ASIA NEWS NETWORK

WE KNOW ASIA BETTER

» News

Malaysians eat more fish than Japanese

Publication Date : 19-06-2014

 

Malaysians are among the world’s top fish consumers, eating at least 56.5kg of fish per person each year.

This statistic, said fishery products expert Infofish, was way above the world average of below 20kg per capita and even slightly ahead of Japan.

It said the major species consumed in Malaysia included mackerel, shrimp, squid, tilapia and catfish.

Infofish yesterday released Malaysia’s first comprehensive “Fish Supply-Demand Study”, which also found that Malaysians were increasingly buying imported and more expensive “high-value fishery products” such as cod, salmon, mussels, oysters and abalone, pushing up the price of Malaysia’s fish imports.

On average, Malaysian households spend about 100 ringgit (US$31.06) a month to buy a variety of fish for home preparation, with mackerel, squid and shrimp the most popular varieties.

Malaysians also consumed more fish than any other meat such as beef or chicken, it said.

“A high percentage, 37 per cent of consumers in Malaysia also eat fish and seafood on a daily basis and the majority, 54 per cent eat fish once to three times a week,” it said.

According to the survey, 56 per cent of consumers prefer to buy fish from traditional wet markets, citing higher quality and lower price as the top two reasons.

Almost half the respondents said they spent an average of 20 ringgit ($6.21) to 50 ringgit ($15.53) on fish during every shopping trip, while 23 per cent said they spent less than 25 ringgit ($7.77)

Mackerel is the most popular fish among Malaysians, followed by squid, Asian seabass, grouper and shrimp.
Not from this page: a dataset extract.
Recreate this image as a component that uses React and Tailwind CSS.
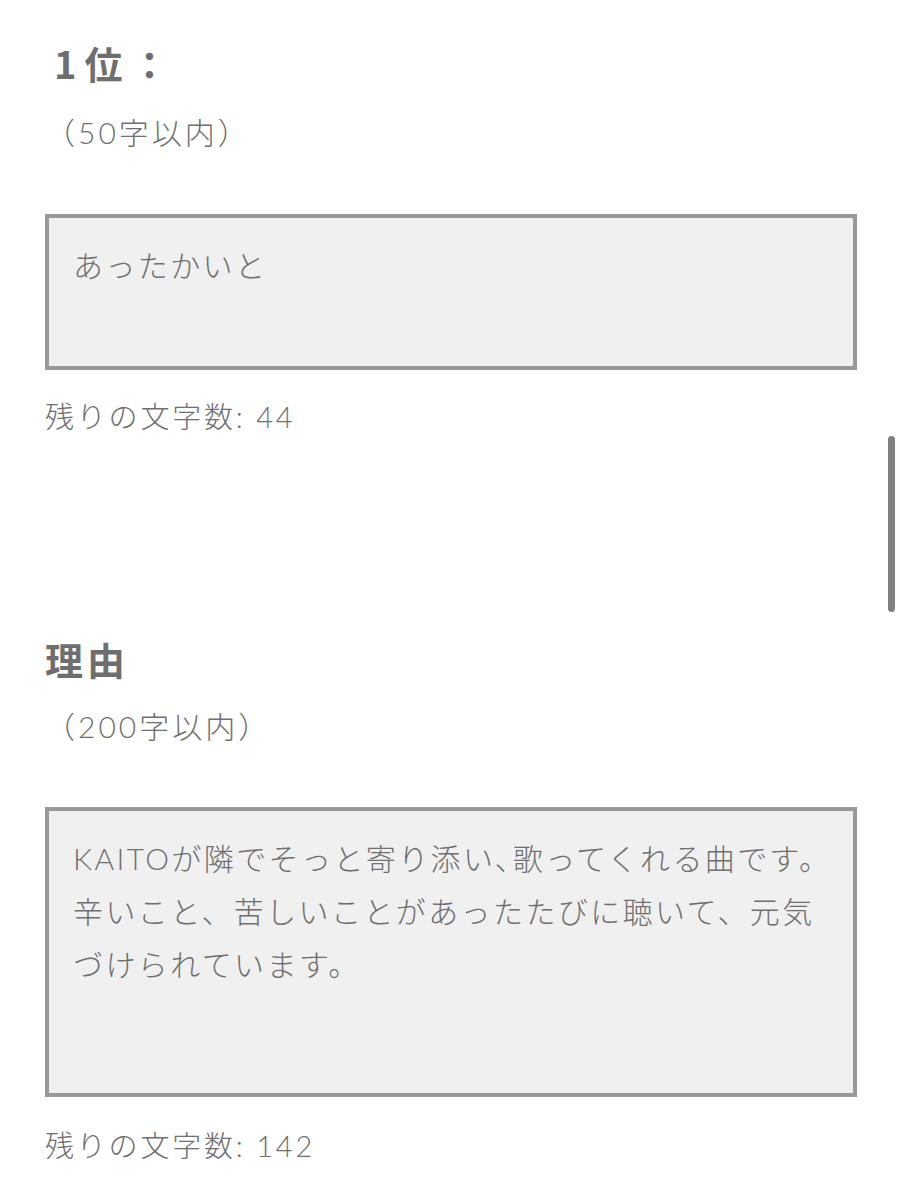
export default function App() {
    return (
        <div className="relative min-h-[1200px] bg-white pl-[45px] pr-[45px] pt-[42px] font-light text-[#6f6f6f] [font-family:Lato,'Noto_Sans_CJK_JP',sans-serif]">
            {/* 1位 */}
            <h2 className="pl-[9px] text-[38px] font-bold leading-[42px] tracking-[8px] text-[#6e6e6e] [font-family:'Noto_Sans_CJK_JP',sans-serif]">1位：</h2>
            <p className="mt-[28px] text-[30px] leading-[40px] tracking-[3px]">（50字以内）</p>

            <div className="mt-[62px] h-[156px] border-4 border-[#999] bg-[#f0f0f0] px-[24px] pt-[20px]">
                <p className="text-[30px] leading-[54px] tracking-[2.4px]">あったかいと</p>
            </div>
            <p className="mt-[27px] text-[29px] leading-[40px] tracking-[2.8px]">残りの文字数: 44</p>

            {/* 理由 */}
            <h2 className="mt-[201px] text-[38px] font-bold leading-[42px] tracking-[4px] text-[#6e6e6e] [font-family:'Noto_Sans_CJK_JP',sans-serif]">理由</h2>
            <p className="mt-[26px] text-[30px] leading-[40px] tracking-[3px]">（200字以内）</p>

            <div className="mt-[61px] h-[290px] border-4 border-[#999] bg-[#f0f0f0] px-[24px] pt-[21px]">
                <p className="whitespace-nowrap text-[30px] leading-[53px] tracking-[2.4px]">KAITOが隣でそっと寄り添い､歌ってくれる曲です。</p>
                <p className="whitespace-nowrap text-[30px] leading-[53px] tracking-[2.4px]">辛いこと、苦しいことがあったたびに聴いて、元気</p>
                <p className="whitespace-nowrap text-[30px] leading-[53px] tracking-[2.4px]">づけられています。</p>
            </div>
            <p className="mt-[29px] text-[29px] leading-[40px] tracking-[2.8px]">残りの文字数: 142</p>

            {/* scrollbar thumb */}
            <div className="absolute left-[888px] top-[436px] h-[176px] w-[7px] rounded-full bg-[#808080]" />
        </div>
    );
}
“For Chinese consumers, salmon is the most preferred species, followed by grouper.

“Among the freshwater species, freshwater prawn is the most preferred among Malay consumers while tilapia is popular among Chinese and Indian consu­mers,” it said.

However, the demand for fish in Malaysia, according to the survey, is expected to be almost stagnant or grow at a slower pace in the future, in line with population growth.

According to the statiscs departmemt, the price of fish has increased by an average of 6.2 per cent each year since 2005.

Infofish Trade Promotion Unit chief Fatima Ferdouse said increasing costs related to fishing operations were among the major factors behind the increasing price of fish.